Structural protection generally means doing business with the right people, if you’re going to go to China to have your product made, and you’re going to turn over your plans for that product, you should at least check out the company to whom you’re turning over the plants. Conduct a little bit of due diligence, confirm the existence of the company.
Have a contract with the companies you’re dealing with in China. Get that contract before you reveal anything. There’s this idea that China’s the wild wild west, the World Bank rates China number five, in terms of enforcing contracts.

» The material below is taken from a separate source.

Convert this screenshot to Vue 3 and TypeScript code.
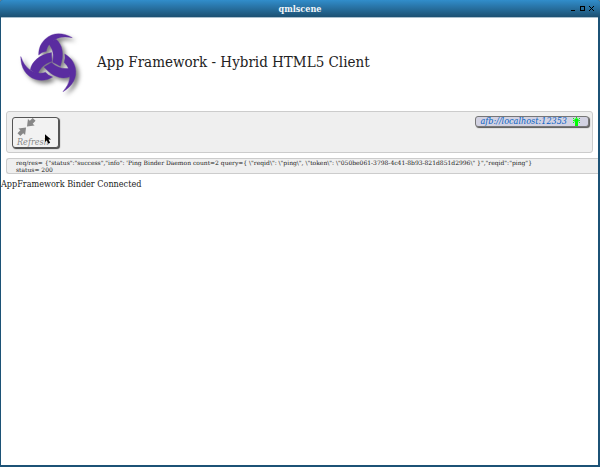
<script setup lang="ts">
import { ref } from 'vue'

const title = 'qmlscene'
const server = ref('afb://localhost:12353')
const request = ref(
  'req/res= {"status":"success","info": \'Ping Binder Daemon count=2 query={ \\"reqid\\": \\"ping\\", \\"token\\": \\"050be061-3798-4c41-8b93-821d851d2996\\" }","reqid":"ping"}'
)
const status = ref('status= 200')
const turns = [0, 120, 240]
</script>

<template>
  <div class="window">
    <header class="titlebar">
      <span class="caption">{{ title }}</span>
      <div class="controls">
        <button type="button" aria-label="Minimize">
          <svg viewBox="0 0 5 5"><path d="M0 4h4v1H0z" /></svg>
        </button>
        <button type="button" aria-label="Maximize">
          <svg viewBox="0 0 5 5"><path fill-rule="evenodd" d="M0 0h5v5H0zM1 1v3h3V1z" /></svg>
        </button>
        <button type="button" aria-label="Close">
          <svg viewBox="0 0 5 5"><path d="M0 0h1v1h1v1h1V1h1V0h1v1H4v1H3v1h1v1h1v1H4V4H3V3H2v1H1v1H0V4h1V3h1V2H1V1H0z" /></svg>
        </button>
      </div>
    </header>
    <main class="page">
      <div class="brand">
        <svg class="logo" viewBox="0 -3 240 225" aria-hidden="true">
          <g v-for="t in turns" :key="t" :transform="`rotate(${t} 126 111)`">
            <path d="M187 38C158 21 127 22 106 42C92 55 86 70 86 90Q95 81 109 79C112 62 123 49 143 40Q160 33 187 38Z" />
            <path d="M116 56Q126 47 138 43C157 58 164 88 151 124Q140 118 128 112C132 90 130 74 116 56Z" />
          </g>
        </svg>
        <h1>App Framework - Hybrid HTML5 Client</h1>
      </div>
      <section class="toolbar">
        <button type="button" class="refresh">
          <svg class="arrows" viewBox="0 0 20 20" aria-hidden="true">
            <path d="M19 3L16 0L13 3L11 1L10 9L18 8L16 6Z" />
            <path d="M0 16L3 19L6 16L8 18L9 10L1 11L3 13Z" />
          </svg>
          <span>Refresh</span>
          <svg class="pointer" viewBox="0 0 7 11" aria-hidden="true">
            <path d="M0 0V9L2 7L4 11L6 10L4 6H7Z" />
          </svg>
        </button>
        <a class="server" href="#">
          <span>{{ server }}</span>
          <svg viewBox="0 0 9 9" aria-hidden="true">
            <circle cx="4.500" cy="3.500" r="2.300" />
            <path d="M3 5H6V9H3Z" />
            <path class="rays" d="M4.500 0V1M1 3.500H2M7 3.500H8M1 1L2 2M8 1L7 2M1 6L2 5M8 6L7 5" />
          </svg>
        </a>
      </section>
      <section class="log">
        <div>{{ request }}</div>
        <div>{{ status }}</div>
      </section>
      <p class="message">AppFramework Binder Connected</p>
    </main>
  </div>
</template>

<style>
body {
  background: #77838a;
}
</style>

<style scoped>
.window {
  box-sizing: border-box;
  min-height: 100vh;
  display: flex;
  flex-direction: column;
  background: #1c5276;
  border-radius: 3px 3px 0 0;
  font-family: "DejaVu Serif Condensed", "DejaVu Serif", serif;
  font-stretch: condensed;
  color: #222;
}
.titlebar {
  display: grid;
  grid-template-columns: 1fr auto 1fr;
  align-items: center;
  height: 17px;
  box-sizing: border-box;
  padding: 0 6px;
  border-radius: 3px 3px 0 0;
  background: linear-gradient(#318dcb, #1c5072);
}
.caption {
  grid-column: 2;
  color: #f2f6f9;
  font-size: 9px;
  font-weight: bold;
}
.controls {
  display: flex;
  justify-content: flex-end;
  gap: 4px;
}
.controls button {
  width: 5px;
  height: 5px;
  padding: 0;
  border: 0;
  background: none;
  display: flex;
}
.controls svg {
  width: 5px;
  height: 5px;
}
.page {
  flex: 1;
  margin: 0 2px 2px 1px;
  background: #fff;
  border-top: 1px solid #a9bfcd;
  overflow: hidden;
}
.brand {
  display: flex;
  align-items: center;
  gap: 7px;
  padding: 6px 0 12px 9px;
}
.logo {
  width: 80px;
  height: 75px;
  flex: none;
  fill: #5a2ca0;
  stroke: #5a2ca0;
  stroke-width: 1px;
  overflow: visible;
  filter: drop-shadow(3px 3px 2px rgba(0, 0, 0, 0.5));
}
h1 {
  margin: 0;
  font-size: 15px;
  font-weight: normal;
}
.toolbar {
  display: flex;
  align-items: flex-start;
  justify-content: space-between;
  box-sizing: border-box;
  height: 42px;
  margin: 0 5px;
  padding: 4px 3px 4px 5px;
  background: #efefef;
  border: 1px solid #ccc;
  border-radius: 3px;
}
.refresh {
  position: relative;
  display: flex;
  flex-direction: column;
  align-items: flex-start;
  box-sizing: border-box;
  width: 47px;
  height: 31px;
  margin-top: 1px;
  padding: 0 4px;
  border: 1px solid #555;
  border-radius: 3px;
  background: #f2f2f2;
  box-shadow: 1px 1px 1px #444;
  color: #888;
  font: italic 9px/10px "DejaVu Serif Condensed", "DejaVu Serif", serif;
  font-stretch: condensed;
}
.arrows {
  width: 20px;
  height: 20px;
  fill: #888;
}
.pointer {
  position: absolute;
  left: 32px;
  top: 16px;
  width: 6px;
  height: 10px;
  fill: #000;
}
.server {
  display: flex;
  align-items: center;
  gap: 5px;
  box-sizing: border-box;
  height: 11px;
  padding: 0 7px 0 4px;
  border: 1px solid #777;
  border-radius: 3px;
  background: #d2d2e2;
  box-shadow: 1px 1px 1px #555;
  color: #0a62c4;
  font-size: 9px;
  line-height: 9px;
  font-style: italic;
  text-decoration: none;
}
.server svg {
  width: 9px;
  height: 9px;
  fill: #0f0;
}
.rays {
  stroke: #0f0;
  stroke-width: 1px;
}
.log {
  margin: 5px 0 0 5px;
  padding: 0 0 0 9px;
  background: #efefef;
  border: 1px solid #ccc;
  border-right: 0;
  border-radius: 3px 0 0 3px;
  font-family: "DejaVu Serif", serif;
  font-stretch: normal;
  font-size: 6px;
  line-height: 7px;
  white-space: nowrap;
}
.message {
  margin: 4px 0 0;
  font-size: 9px;
  line-height: 13px;
}
</style>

China is not the best country in the world to enforce contracts, particularly when they’re dealing with intellectual property. But it is way better than people realize, your contract can be very effective. And it can be effective not just for enforcement, which is the third reason here.
But for clarity, clarifying what you expect out of your Chinese counterparty, and most importantly, for prevention, put something in your contract about your intellectual property, put in a provision making very clear the penalty the Chinese company is going to have to pay for violating your intellectual property and the odds of that company violating your intellectual property just went way down.
What is a good contract with a Chinese company? It should be in writing. That’s what the Chinese courts want. That’s probably where you’re going to have to go if you want to stop a Chinese company from violating your intellectual property.
Make the contract in one language, the language depends mostly on where you’re going to sue. If you’re going to try and stop somebody from running off with your intellectual property in China, you’re probably going to need to take it to China. And if you’re going to need to take your case to China, you’re going to want your language to be Chinese, you’re not going to want to walk into a Chinese court with an English language contract. Even though technically, you can do so.
But that rarely works well, you’re going to want your contract to be in excruciating detail. And just like the old days in the United States, and in Europe, you’re going to want that contract to be sealed or chopped.
What else goes into a good contract? Liquidated damages, what are liquidated damages? That’s a provision saying, if our IP squirts out whether you’re done it deliberately or not, you have to pay us $100,000. Why is that so important? Because courts in China are not very sophisticated. They’re not sophisticated about intellectual property. And they’re not sophisticated about lost profits. They love these damages provisions.
And Chinese companies know it, they know that if you go to a Chinese court with a contract that says, if our product is out in the market, and it’s not being sold by us, you owe us $100,000. That’s not a complicated intellectual property issue. If you describe your product, sufficiently $100,000 is not a complicated profit issue. You can pick a different amount, obviously, depending on the risks to your business.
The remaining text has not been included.